Thierry Fiorilli

Reynders, Vande Lanotte, symboles de la surdité du système politique belge

Thierry Fiorilli Journaliste

Bart De Wever l’a évoqué. Alain Destexhe et Mischaël Modrikamen l’ont fait. Le cdH a choisi l’opposition à tous les niveaux de pouvoir. Le 26 mai, trois écuries politiques ont gagné des élections. Le Vlaams Belang, Ecolo/Groen et le PTB/PVDA. Toutes les autres, défaites. Mais hors Destexhe (Listes du même nom) et Modrikamen (PP), et hors Olivier Maingain (DéFI), qui n’a pas attendu le scrutin pour faire savoir qu’il passerait la main, quel que soit le résultat, personne n’a démissionné

En 2019, en Belgique, en règle générale, quand on est président de parti, on reste même après la défaite. Même après un vote antisystème. Même après un appel massif au renouvellement des cadres, des pratiques et des priorités. Une exigence plutôt qu’un appel, à vrai dire.

De la même façon, en Belgique, en 2019, après ces signaux, très clairs, la première décision prise par le Palais, c’est de désigner deux informateurs. Deux hauts dignitaires de formations qui ont été sanctionnées trois jours plus tôt, l’un ayant fait partie de tous les gouvernements depuis vingt ans (et siégeant comme député fédéral depuis 1992), l’autre ayant été ministre en 1994 (et étant entré au Parlement il y a vingt-huit ans). On a entendu des observateurs politiques expliquer que c’était pour gagner du temps, que c’est parce que tant Didier Reynders – par ailleurs toujours ministre des Affaires étrangères, des Affaires européennes, de la Défense, chargé de Beliris et des Institutions culturelles fédérales d’un exécutif en affaires courantes) – que Johan Vande Lanotte sont respectés par tous les interlocuteurs indispensables (du Nord comme du Sud) des futures négociations. Un éminent confrère a quand même confessé qu’il était surpris : lui, il aurait plutôt désigné Herman Van Rompuy. secrétaire d’Etat déjà en 1988. Le Premier ministre était alors Wilfried Martens, pour la huitième fois. Le roi, c’était Baudouin.
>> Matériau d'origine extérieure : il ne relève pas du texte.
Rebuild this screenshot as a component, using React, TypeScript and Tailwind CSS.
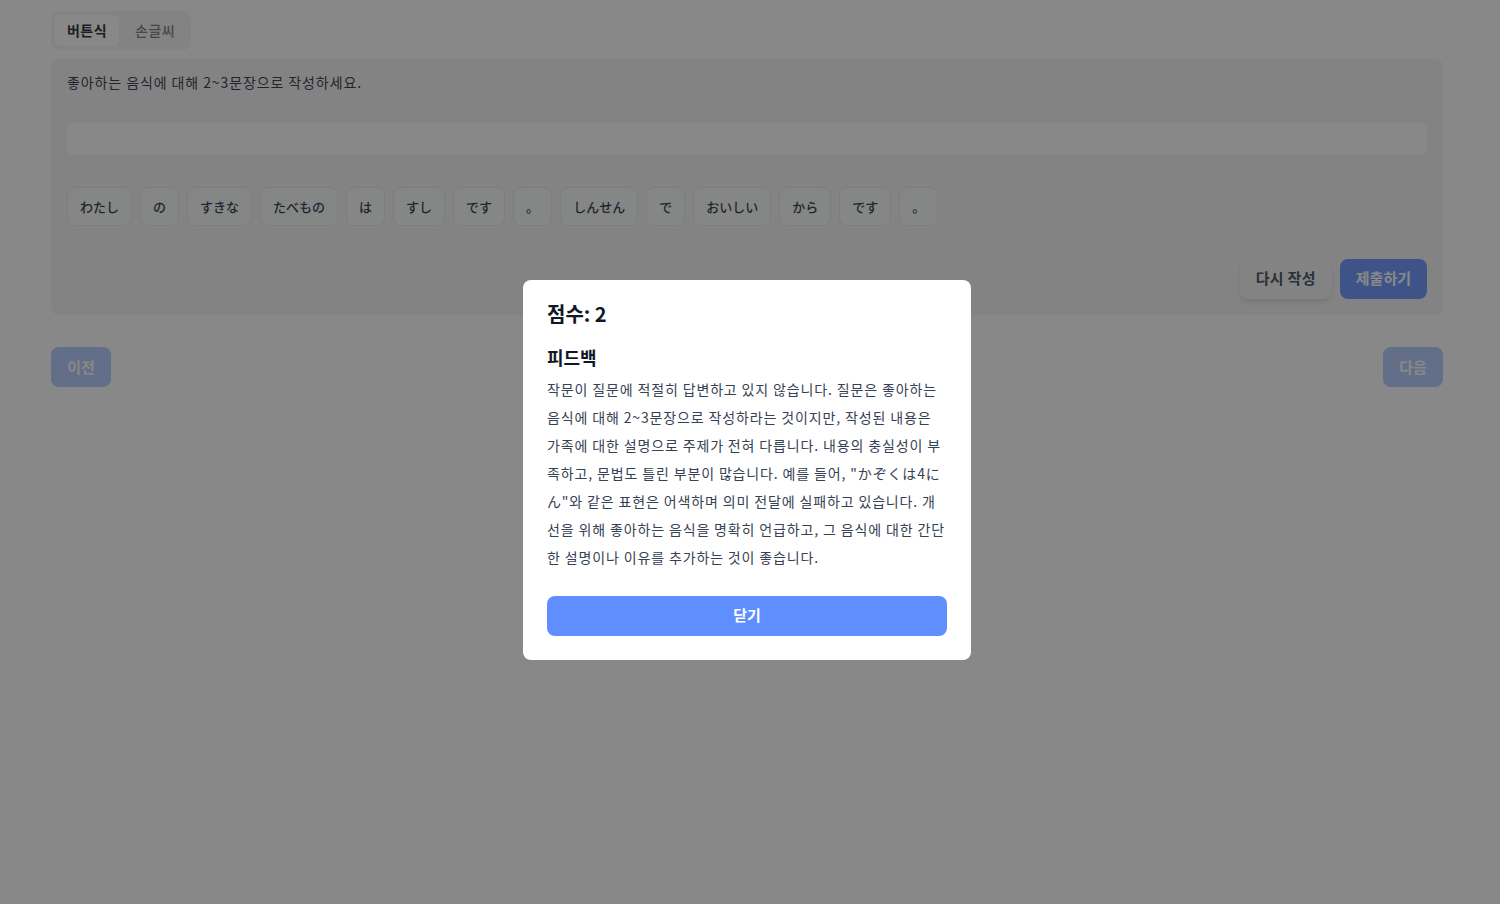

Ce n’est pas qu’il faut considérer que, passé un certain âge, on a atteint une date de péremption, ou qu’il n’y a désormais rien de plus recommandable que la chair fraîche, partout et pour tout, mais en matière de  » message bien reçu, cinq sur cinq, on vous a compris « , il y avait plus clair. Parce que, pour un peu, encore vivants, Jean-Luc Dehaene et Philippe Moureaux auraient pu être sollicités. Mais donc, il faut bien constater que les succès électoraux du Vlaams Belang, du PTB et d’Ecolo ont débouché sur l’envoi au front, en première ligne, de bons vieux sherpas. Issus de bonnes vieilles brigades. Spécialistes de bonnes vieilles méthodes. Emblèmes du bon vieux système que le scrutin, trois jours avant leur nomination, avait remis en cause avec émoi et fracas.

Les avertissements ont décidément du mal à être perçus, en haut lieu, chez nous. Pas une femme désignée pour débroussailler. Pas un jeune pour faire équipe avec un vétéran. Pas un symbole des enjeux climatiques pour épauler une figure des enjeux socio-économiques. Mais Reynders et Vande Lanotte. Avant de passer le relais pour former un gouvernement à De Wever ou Di Rupo. Qui ont déclaré depuis des mois leur objectif de diriger les niveaux fédéral et régional.

A poursuivre sur cette voie-là, les urnes même pas toutes retournées dans leurs caves, le verdict des prochaines élections, anticipées ou dans cinq ans, ne fait déjà pas un pli. Encore plus d’extrême droite d’un côté, encore plus d’extrême gauche de l’autre. Et ce sera évidemment la faute aux réseaux sociaux.